President Skorton imparts 'things I've learned in Ithaca'

David Skorton
Robert Barker/University Photography
President David Skorton speaks at a breakfast gathering of service clubs at the Ithaca Rotary Club Nov. 19.

Eight-plus years in the greater Ithaca community taught an educator some grand lessons, a grateful Cornell President David J. Skorton told a breakfast gathering of local service clubs Nov. 19.

“University leadership is good only if it’s good for the community” was a key lesson for the president, who leaves Cornell next year to head the Smithsonian Institution.

“Nonprofits hold a community together and keep it strong,” Skorton said. His experiences here reinforced another lesson. During the last financial crisis, he said he learned a third lesson: “Transparency and consultation help in the tight spots.”

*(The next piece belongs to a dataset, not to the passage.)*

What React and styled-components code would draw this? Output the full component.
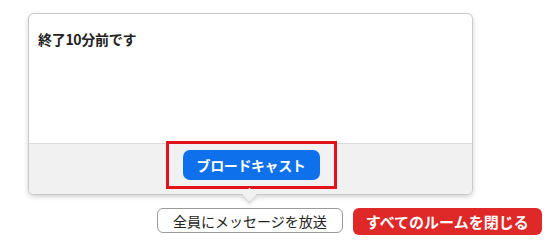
import React from "react";
import styled, { createGlobalStyle } from "styled-components";

const Global = createGlobalStyle`
  html, body { margin: 0; padding: 0; background: #ffffff; }
  body { font-family: "Noto Sans CJK JP", "Noto Sans", sans-serif; }
`;

const Page = styled.div`
  width: 553px;
  height: 244px;
  padding: 13px 0 0 28px;
  box-sizing: border-box;
  display: flex;
  flex-direction: column;
`;

const Popover = styled.div`
  position: relative;
  width: 445px;
  height: 182px;
  box-sizing: border-box;
  border: 1px solid #c9c9c9;
  border-radius: 6px;
  background: #ffffff;
  box-shadow: 0 2px 5px rgba(0, 0, 0, 0.18);
  display: flex;
  flex-direction: column;
`;

const Message = styled.div`
  flex: 1;
  padding: 16px 9px 0;
  font-size: 14px;
  font-weight: 700;
  color: #232323;
  line-height: 18px;
  letter-spacing: -0.3px;
`;

const Footer = styled.div`
  height: 50px;
  border-top: 1px solid #dcdcdc;
  background: #f1f1f1;
  border-radius: 0 0 5px 5px;
  display: flex;
  justify-content: center;
  align-items: flex-start;
`;

const Highlight = styled.div`
  margin-top: -3px;
  margin-left: 1px;
  width: 171px;
  height: 48px;
  box-sizing: border-box;
  border: 3px solid #e3131c;
  display: flex;
  align-items: center;
  justify-content: center;
`;

const BroadcastButton = styled.button`
  width: 137px;
  height: 30px;
  border: none;
  border-radius: 7px;
  background: #0e71eb;
  color: #ffffff;
  font-family: inherit;
  font-size: 14px;
  font-weight: 700;
  letter-spacing: -0.4px;
  padding: 0;
`;

const Arrow = styled.div`
  position: absolute;
  left: 215px;
  bottom: -7px;
  width: 10px;
  height: 10px;
  background: #f1f1f1;
  border-right: 1px solid #d6d6d6;
  border-bottom: 1px solid #d6d6d6;
  transform: rotate(45deg);
  box-shadow: 2px 2px 3px rgba(0, 0, 0, 0.08);
`;

const ButtonRow = styled.div`
  margin: 13px 0 0 129px;
  display: flex;
  gap: 10px;
`;

const ActionButton = styled.button`
  height: ${(p) => (p.$danger ? "27px" : "25px")};
  box-sizing: border-box;
  padding: 0 ${(p) => (p.$danger ? "13px" : "15px")};
  border-radius: 6px;
  border: ${(p) => (p.$danger ? "none" : "1px solid #9a9a9a")};
  background: ${(p) => (p.$danger ? "#df2828" : "#ffffff")};
  color: ${(p) => (p.$danger ? "#ffffff" : "#232323")};
  font-family: inherit;
  font-size: ${(p) => (p.$danger ? "15px" : "14px")};
  font-weight: ${(p) => (p.$danger ? 700 : 400)};
  line-height: 1;
  white-space: nowrap;
`;

export default function App() {
  return (
    <>
      <Global />
      <Page>
        <Popover>
          <Message>終了10分前です</Message>
          <Footer>
            <Highlight>
              <BroadcastButton>ブロードキャスト</BroadcastButton>
            </Highlight>
          </Footer>
          <Arrow />
        </Popover>
        <ButtonRow>
          <ActionButton>全員にメッセージを放送</ActionButton>
          <ActionButton $danger>すべてのルームを閉じる</ActionButton>
        </ButtonRow>
      </Page>
    </>
  );
}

Hosted by the Ithaca Rotary Club (with participants from Ithaca Lions, Ithaca Kiwanis, Binghamton Noon Rotary, Ithaca Sunrise Rotary, Owego Rotary, Trumansburg Rotary and Dryden Rotary), the joint service clubs breakfast at the Ithaca Country Club was Skorton’s farewell summation to leaders of businesses and nonprofit agencies whom he had come to know.

Citing town-gown relationships with community entities (including Tompkins County Area Development, the Chamber of Commerce and the Collegetown Neighborhood Council), Skorton focused on an ad hoc group called Local Leaders of Color, offering the group his gratitude for helping him understand the area’s diversity. He particularly cherished chances to work with Marcia Fort ’79, the longtime head of the Greater Ithaca Activities Center, who retires next year.

New since his last address to service clubs is Rev, the downtown business incubator and entrepreneurial education center – launched in partnership with Ithaca College, Tompkins Cortland Community College, and state and local officials. “The result is a fantastic, exciting opportunity for the whole area and for anybody with a great business idea,” Skorton said.

Projects like Rev, Skorton said, “will determine our future in Tompkins County [and] whether we can think very carefully of new ways to come together with new business ideas.” He credited two Rev jump-starters: Tom Schryver, head of Cornell’s Center for Regional Economic Advancement, and Mary Opperman, Cornell vice president for human resources and safety services.

Opperman, whose responsibilities include economic development, was among Skorton’s leadership team at the breakfast, along with Vice President for University Relations Joel Malina, Vice President for Facilities Services KyuJung Whang, and Vice President for Alumni Affairs and Development Charlie Phlegar.

During the Q-and-A session, Skorton thanked recently retired vice president for government relations, Rotarian Stephen P. Johnson, for helping lobby Washington lawmakers on immigration reform and to increase humanities funding. Federal science funding, however, will continue to come to a highly competitive Cornell, Skorton reassured Rotarian George Gull ’72, a recently retired Cornell astronomy researcher.

Skorton also told about his first visit to campus, for the 1995 inauguration of President Hunter Rawlings: “Walking across the Arts Quad, it took my breath away, the beauty of the campus.”

He recalled the chance to tour the other hills and gorges and downtown Ithaca: “I thought, man, what a fabulous place!”

Returning to Ithaca in 2006 to serve as president, Skorton made a discovery: “Linked to that visual beauty has been the beauty of the people and the beauty of all the things you guys have taught me, the hard-working, caring, creative people, and the fabulous community.

“The most important thing about the community is not that we have beautiful scenery,” Skorton concluded, “but the fact that we actually give a darn about each other … we will end every day as we start every day – being grateful for all we do together.”